The validation of the federal charges, alleging Kellogg has violated the National Labor Relations Act, means the case will now be heard before the NLRB’s administrative judge. The hearing is scheduled for May 5, 2014, at the NLRB regional office in Memphis.

The NLRB only issues a complaint if its investigation has found sufficient evidence to support the charge and a settlement between the parties cannot be reached.

Kellogg has maintained its lockout is within the law and that employment terms fall under a local, supplemental contract that expired on October 20, 2013 and should therefore be negotiated. The BCTGM says Kellogg acted unlawfully and these terms fall under a master contract that cannot be negotiated until expiry in October 2015. 

National Labor Relations Act, 1935

Congress enacted the National Labor Relations Act ("NLRA") in 1935 to protect the rights of employees and employers, to encourage collective bargaining, and to curtail certain private sector labor and management practices, which can harm the general welfare of workers, businesses and the U.S. economy.

 

“We look forward to presenting our considerable evidence”

In a statement issued yesterday, March 27, Kellogg acknowledged the decision made by Region 15 of the NLRB to formally litigate the charges against the company.

However, it stood by its lockout action and said: “We look forward to presenting our considerable evidence on this issue.”

“Disingenuous and misleading public relations campaign”

The BCTGM’s international union president David B. Durkee welcomed the NLRB’s ruling and said it was the, “first loud blow for justice”.

“Today’s action by the board’s general counsel is the first step in validating all that the BCTGM and our locked out members have consistently said since the beginning of this tragic lock out – that the company violated the law by demanding to negotiate on subjects that are not legally proper for Memphis negotiations,” he said in a statement issued on March 27.

He said the decision exposed Kellogg’s, “disingenuous and misleading public relations campaign” that has been waged for the past five months.

“As today’s complaint alleges, Kellogg had broken the very law that governs the negotiations the company wanted the local union to resume,” he said.

NLRB statement

In a statement, the NLRB gave further details on the nature of the complaint issued against Kellogg.

It said: "The complaint alleges that Kellogg Company violated the NLRA by insisting to impasse on bargaining proposals that would constitute midterm modifications to the wage and benefit provisions of the Master Agreement between Kellogg and the Union, by locking out approximately 225 Memphis unit employees in furtherance of its bad-faith bargaining position, and by failing to provide requested information that would assist the Union in its representational capacity and in assessing Kellogg’s bargaining proposals."

The board said that under the National Labor Relations Act, employers had an "obligation to bargain in good faith with respect to wages, hours and other terms and conditions of employment".

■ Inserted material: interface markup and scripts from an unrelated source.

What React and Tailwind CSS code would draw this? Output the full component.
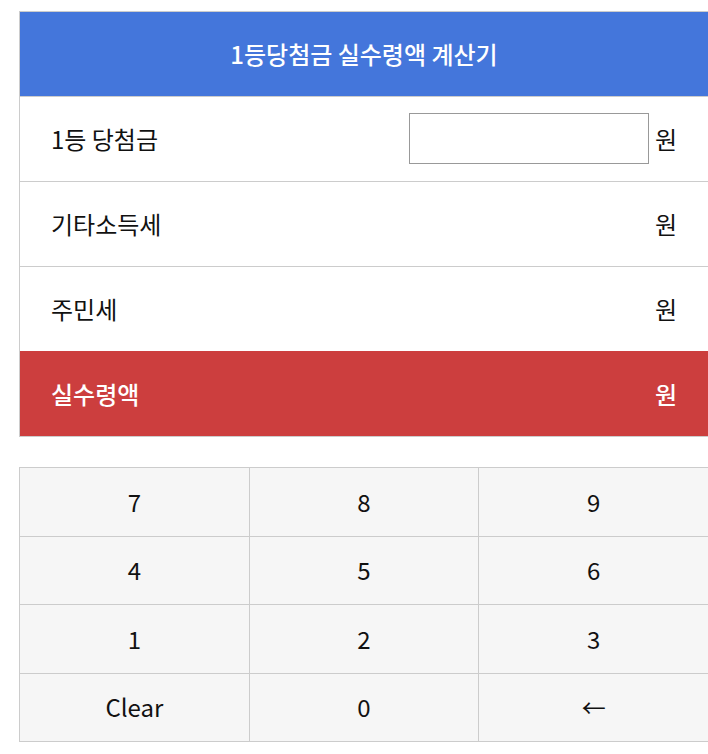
import React from 'react';

const rows = [
  { label: '1등 당첨금', input: true },
  { label: '기타소득세' },
  { label: '주민세' },
];

const keys = ['7', '8', '9', '4', '5', '6', '1', '2', '3', 'Clear', '0', '←'];

export default function App() {
  return (
    <div className="min-h-[754px] bg-white pt-[11px] pl-[19px] text-[#111] font-['Noto_Sans_CJK_KR',sans-serif]">
      <div className="w-[690px] border border-[#ccc]">
        <div className="h-[84px] bg-[#4476db] flex items-center justify-center text-white text-[24px] font-medium">
          1등당첨금 실수령액 계산기
        </div>
        {rows.map((r) => (
          <div key={r.label} className="h-[85px] border-t border-[#ccc] flex items-center px-[31px] text-[24px]">
            <span>{r.label}</span>
            <div className="ml-auto flex items-center gap-[6px]">
              {r.input && <input className="w-[240px] h-[51px] mb-[2px] border border-[#999] bg-white outline-none px-2" />}
              <span>원</span>
            </div>
          </div>
        ))}
        <div className="h-[85px] bg-[#cc3e3e] flex items-center justify-between px-[31px] text-white text-[24px] font-medium">
          <span>실수령액</span>
          <span>원</span>
        </div>
      </div>
      <div className="mt-[30px] w-[690px] grid grid-cols-3 border-t border-l border-[#ccc]">
        {keys.map((k) => (
          <button key={k} className="h-[68.5px] border-r border-b border-[#ccc] bg-[#f6f6f6] text-[24px] flex items-center justify-center">
            {k}
          </button>
        ))}
      </div>
    </div>
  );
}
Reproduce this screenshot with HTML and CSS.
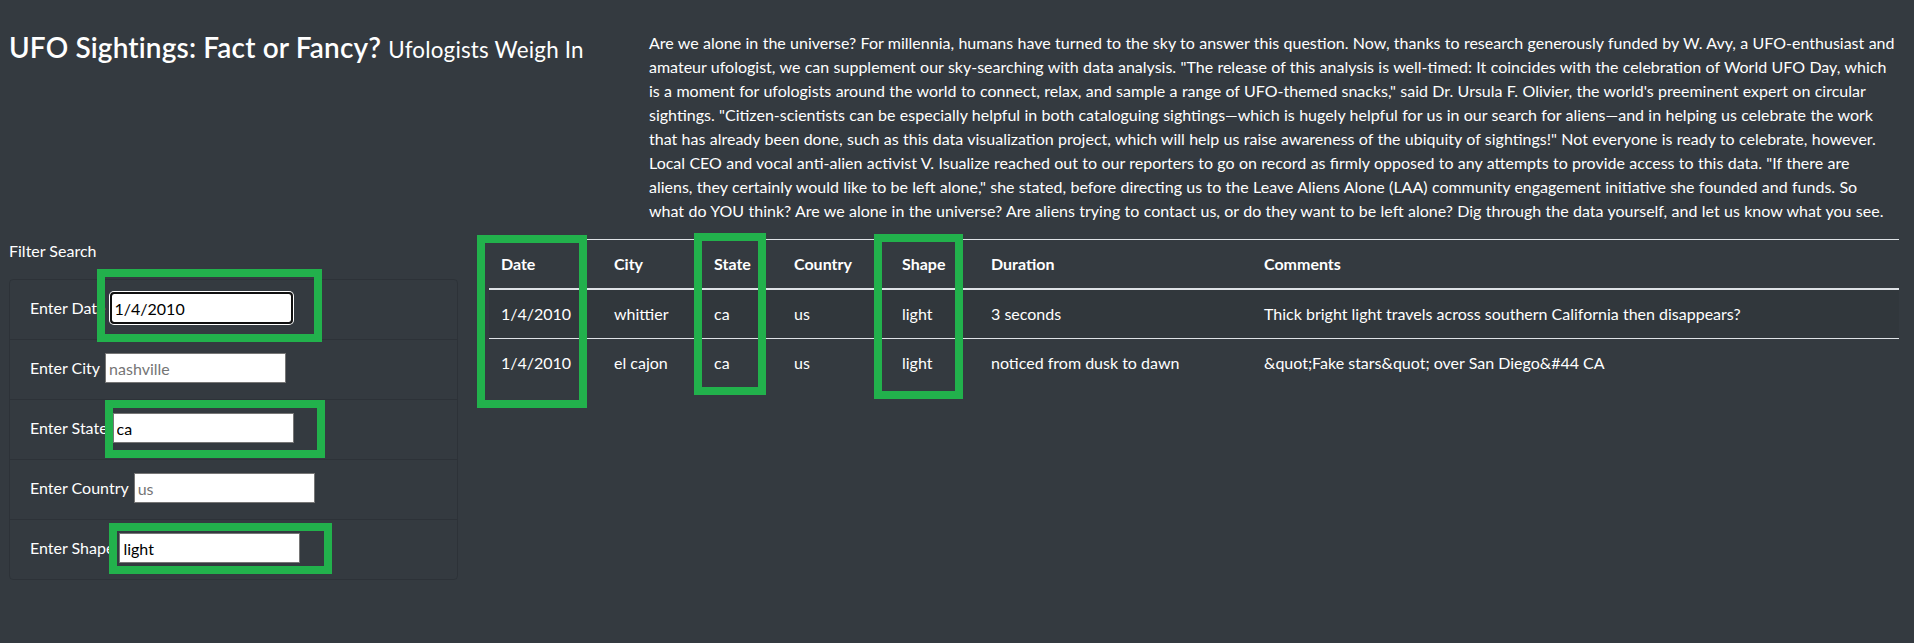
FILE: index.html
```html
<!DOCTYPE html>
<html lang="en">
<head>
<meta charset="utf-8">
<title>UFO Sightings: Fact or Fancy?</title>
<link rel="stylesheet" href="styles.css">
</head>
<body>
<div class="page">
  <header class="intro">
    <h3 class="title">UFO Sightings: Fact or Fancy? <small class="subtitle">Ufologists Weigh In</small></h3>
    <p class="lead-text">Are we alone in the universe? For millennia, humans have turned to the sky to answer this question. Now, thanks to research generously funded by W. Avy, a UFO-enthusiast and amateur ufologist, we can supplement our sky-searching with data analysis. "The release of this analysis is well-timed: It coincides with the celebration of World UFO Day, which is a moment for ufologists around the world to connect, relax, and sample a range of UFO-themed snacks," said Dr. Ursula F. Olivier, the world's preeminent expert on circular sightings. "Citizen-scientists can be especially helpful in both cataloguing sightings—which is hugely helpful for us in our search for aliens—and in helping us celebrate the work that has already been done, such as this data visualization project, which will help us raise awareness of the ubiquity of sightings!" Not everyone is ready to celebrate, however. Local CEO and vocal anti-alien activist V. Isualize reached out to our reporters to go on record as firmly opposed to any attempts to provide access to this data. "If there are aliens, they certainly would like to be left alone," she stated, before directing us to the Leave Aliens Alone (LAA) community engagement initiative she founded and funds. So what do YOU think? Are we alone in the universe? Are aliens trying to contact us, or do they want to be left alone? Dig through the data yourself, and let us know what you see.</p>
  </header>

  <main class="content">
    <aside class="filters">
      <p class="filter-label">Filter Search</p>
      <ul class="filter-list">
        <li class="filter-item"><label class="filter-name" for="datetime">Enter Date</label><input id="datetime" class="filter-input is-active" type="text" value="1/4/2010"></li>
        <li class="filter-item"><label class="filter-name" for="city">Enter City</label><input id="city" class="filter-input" type="text" placeholder="nashville"></li>
        <li class="filter-item"><label class="filter-name" for="state">Enter State</label><input id="state" class="filter-input" type="text" value="ca"></li>
        <li class="filter-item"><label class="filter-name" for="country">Enter Country</label><input id="country" class="filter-input" type="text" placeholder="us"></li>
        <li class="filter-item"><label class="filter-name" for="shape">Enter Shape</label><input id="shape" class="filter-input" type="text" value="light"></li>
      </ul>
    </aside>

    <table class="ufo-table">
      <colgroup>
        <col class="col-date">
        <col class="col-city">
        <col class="col-state">
        <col class="col-country">
        <col class="col-shape">
        <col class="col-duration">
        <col class="col-comments">
      </colgroup>
      <thead>
        <tr>
          <th>Date</th>
          <th>City</th>
          <th>State</th>
          <th>Country</th>
          <th>Shape</th>
          <th>Duration</th>
          <th>Comments</th>
        </tr>
      </thead>
      <tbody>
        <tr>
          <td>1/4/2010</td>
          <td>whittier</td>
          <td>ca</td>
          <td>us</td>
          <td>light</td>
          <td>3 seconds</td>
          <td>Thick bright light travels across southern California then disappears?</td>
        </tr>
        <tr>
          <td>1/4/2010</td>
          <td>el cajon</td>
          <td>ca</td>
          <td>us</td>
          <td>light</td>
          <td>noticed from dusk to dawn</td>
          <td>&amp;quot;Fake stars&amp;quot; over San Diego&amp;#44 CA</td>
        </tr>
      </tbody>
    </table>
  </main>

  <div class="mark mark-date-input"></div>
  <div class="mark mark-state-input"></div>
  <div class="mark mark-shape-input"></div>
  <div class="mark mark-date-col"></div>
  <div class="mark mark-state-col"></div>
  <div class="mark mark-shape-col"></div>
</div>
</body>
</html>
```

FILE: styles.css
```css
html, body {
  margin: 0;
  background: #343a40;
}

body {
  color: #fff;
  font-family: Lato, "Liberation Sans", sans-serif;
  font-size: 16px;
  line-height: 1.5;
}

.page {
  position: relative;
  box-sizing: border-box;
  min-height: 643px;
  padding: 31px 15px 0 9px;
}

/* header row */
.intro {
  display: grid;
  grid-template-columns: 1fr 1250px;
}

.title {
  margin: 0;
  font-size: 28px;
  font-weight: 600;
  line-height: 1.2;
  letter-spacing: 0.15px;
}

.subtitle {
  font-size: 80%;
  font-weight: 400;
  letter-spacing: 0.2px;
}

.lead-text {
  margin: 0 0 16px;
  padding-right: 3px;
  word-spacing: 0.25px;
}

/* content row */
.content {
  display: grid;
  grid-template-columns: 449px 1410px;
  column-gap: 31px;
  align-items: start;
}

.filter-label {
  margin: 0 0 16px;
}

.filter-list {
  list-style: none;
  margin: 0;
  padding: 0;
  border: 1px solid rgba(0, 0, 0, 0.125);
  border-radius: 4px;
}

.filter-item {
  display: flex;
  align-items: center;
  gap: 5px;
  height: 56px;
  padding: 0 20px 3px;
}

.filter-item + .filter-item {
  border-top: 1px solid rgba(0, 0, 0, 0.125);
}

.filter-input {
  box-sizing: border-box;
  width: 181px;
  height: 30px;
  margin: 0;
  padding: 0 3px;
  border: 1px solid #767676;
  border-radius: 0;
  background: #fff;
  color: #000;
  font-family: Lato, "Liberation Sans", sans-serif;
  font-size: 16px;
}

.filter-input::placeholder {
  color: #757575;
}

.filter-input.is-active {
  outline: 2px solid #101010;
  outline-offset: -1px;
  border-radius: 3px;
  box-shadow: 0 0 0 2px #fff;
}

/* table */
.ufo-table {
  width: 1410px;
  table-layout: fixed;
  border-collapse: separate;
  border-spacing: 0;
  color: #fff;
}

.col-date { width: 113px; }
.col-city { width: 100px; }
.col-state { width: 80px; }
.col-country { width: 108px; }
.col-shape { width: 89px; }
.col-duration { width: 273px; }
.col-comments { width: 647px; }

.ufo-table th,
.ufo-table td {
  padding: 12px;
  text-align: left;
  vertical-align: top;
  line-height: 24px;
  border-top: 1px solid #dee2e6;
}

.ufo-table th {
  font-weight: 700;
  border-bottom: 2px solid #dee2e6;
}

.ufo-table tbody tr:first-child td {
  border-top: 0;
}

.ufo-table tbody tr:nth-child(odd) td {
  background: rgba(0, 0, 0, 0.05);
}

/* green annotation boxes drawn over the screenshot */
.mark {
  position: absolute;
  box-sizing: border-box;
  border: 8px solid #22b14c;
  pointer-events: none;
}

.mark-date-input { left: 97px; top: 269px; width: 225px; height: 73px; }
.mark-state-input { left: 105px; top: 400px; width: 220px; height: 58px; }
.mark-shape-input { left: 109px; top: 523px; width: 223px; height: 51px; }
.mark-date-col { left: 477px; top: 235px; width: 110px; height: 173px; }
.mark-state-col { left: 694px; top: 233px; width: 72px; height: 162px; }
.mark-shape-col { left: 874px; top: 234px; width: 89px; height: 165px; }
```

It added: "The law requires that, when a collective-bargaining agreement (CBA) is in effect and an employer seeks to modify the terms and conditions contained in the CBA, the employer must obtain the union’s consent before implementing such changes."

Contract wars: A case of semantics?

Speaking to BakeryandSnacks.com yesterday, ahead of the NLRB’s decision, BCTGM representative Ron Baker said the issue stemmed from Kellogg’s use of the term ‘casuals’.

“They’re calling them casuals, but they’re not casuals. Kellogg wants these people to come in and do full-time jobs for less money. They’re using the term casual, but only to suit them – these are not casual contracts,” he said.

Baker said the BCTGM had an agreement with Kellogg for up to 30% use of casuals at the Memphis plant, but explained that by casuals, this meant workers coming in to temporarily cover vacations or extended leave of full-time staff.

“Then they say casual, they want these folks to come in and hold regular, full-time jobs, so when you think about that – regular, full-time jobs are covered under the master contract.”

He said that if Kellogg wanted to address changes to use of casual labor, they can do so, but in October 2015 when the master contract had expired.

What's next?

Both Kellogg and the BCTGM can agree to settle at any point, and can also appeal any decision made by the NLRB’s administrative judge. If an appeal is made, the case will be brought to the NLRB’s judge in Washington DC. If the decision made by this judge is further appealed, the case will end up in a federal court and ultimately onto the US Supreme Court.